Can I calculate the weight of a tube with irregular shapes?
This calculator is designed for standard cylindrical tubes (circular cross-section). For tubes with square, rectangular, or other non-circular cross-sections, the volume calculation formula would need to be adjusted accordingly.
How accurate are the standard densities provided?
The standard densities provided are typical values for common grades of materials. Actual densities can vary slightly based on specific alloys, manufacturing processes, and impurities. For high-precision requirements, always refer to the material manufacturer's specifications.
What does it mean if the 'Inner Radius' calculation results in a negative number or zero?
This indicates an invalid input combination. The wall thickness cannot be greater than or equal to the outer radius (half the outer diameter). If `Wall Thickness >= Outer Diameter / 2`, the inner radius would be zero or negative, which is physically impossible for a hollow tube. Please check your inputs.
Can I use this calculator for metric or imperial units?
The calculator uses millimeters (mm) for diameter and thickness, meters (m) for length, and outputs weight in kilograms (kg). You'll need to convert your imperial measurements (inches, feet) to these metric units before inputting them for accurate results.
Why is the chart showing two lines?
The chart compares the weight of your selected material at varying lengths to the weight of a standard steel tube of the same dimensions. This helps visualize how material choice impacts weight scaling relative to a common benchmark.

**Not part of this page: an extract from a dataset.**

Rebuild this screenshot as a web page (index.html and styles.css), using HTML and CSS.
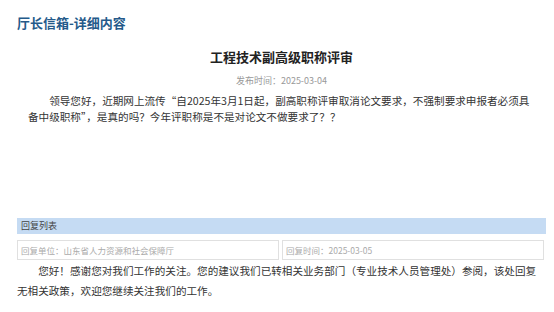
FILE: index.html
```html
<!DOCTYPE html>
<html lang="zh-CN">
<head>
    <meta charset="UTF-8">
    <meta name="viewport" content="width=device-width, initial-scale=1.0">
    <title>厅长信箱-详细内容</title>
    <link rel="stylesheet" href="styles.css">
</head>
<body>
    <div class="page">
        <h2 class="page-title">厅长信箱-详细内容</h2>

        <div class="letter">
            <h1 class="letter-title">工程技术副高级职称评审</h1>
            <div class="letter-date">发布时间：2025-03-04</div>
            <div class="letter-body">
                <p>领导您好，近期网上流传“自2025年3月1日起，副高职称评审取消论文要求，不强制要求申报者必须具备中级职称”，是真的吗？今年评职称是不是对论文不做要求了？？</p>
            </div>
        </div>

        <div class="reply">
            <div class="reply-head">回复列表</div>
            <div class="reply-meta">
                <div class="meta-box">回复单位：山东省人力资源和社会保障厅</div>
                <div class="meta-box">回复时间：2025-03-05</div>
            </div>
            <div class="reply-body">
                <p>您好！感谢您对我们工作的关注。您的建议我们已转相关业务部门（专业技术人员管理处）参阅，该处回复无相关政策，欢迎您继续关注我们的工作。</p>
            </div>
        </div>
    </div>
</body>
</html>
```

FILE: styles.css
```css
body {
    font-family: "Noto Sans CJK SC", "Noto Sans", sans-serif;
    background-color: #fff;
    color: #333;
    margin: 0;
    padding: 0;
}
.page {
    padding: 13px 8px 0 17px;
}
.page-title {
    margin: 0;
    font-size: 13px;
    line-height: 20px;
    font-weight: bold;
    color: #245a8a;
}
.letter-title {
    margin: 14px 0 0;
    text-align: center;
    font-size: 13px;
    line-height: 20px;
    font-weight: bold;
    color: #222;
}
.letter-date {
    margin-top: 7px;
    text-align: center;
    font-size: 9px;
    line-height: 14px;
    color: #999;
}
.letter-body {
    margin-top: 4.5px;
    padding: 0 10px 0 11px;
    min-height: 125.5px;
}
.letter-body p,
.reply-body p {
    margin: 0;
    font-size: 10.6px;
    text-indent: 2em;
}
.letter-body p {
    line-height: 16px;
}
.reply-head {
    height: 16px;
    line-height: 16px;
    padding-left: 4px;
    font-size: 9px;
    color: #444;
    background-color: #c5dbf3;
}
.reply-meta {
    display: flex;
    gap: 3px;
    margin-top: 6px;
    padding-right: 2px;
}
.meta-box {
    flex: 1;
    height: 18px;
    line-height: 18px;
    padding-left: 3px;
    border: 1px solid #e0e0e0;
    font-size: 8.5px;
    color: #aaa;
}
.reply-body {
    margin-top: 1px;
    padding-right: 7px;
}
.reply-body p {
    line-height: 19.5px;
}
```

Does the calculator account for coatings or platings on the tube?
No, this calculator determines the weight of the base material only. Coatings like galvanization, paint, or plating add a small amount of weight, which would need to be calculated separately and added if precision is critical.
How can I calculate the weight of multiple tubes of the same specification?
Calculate the weight of a single tube first. Then, multiply that result by the total number of tubes you have. The 'Copy Results' button can help streamline this process by allowing you to easily paste the single-tube weight for multiplication.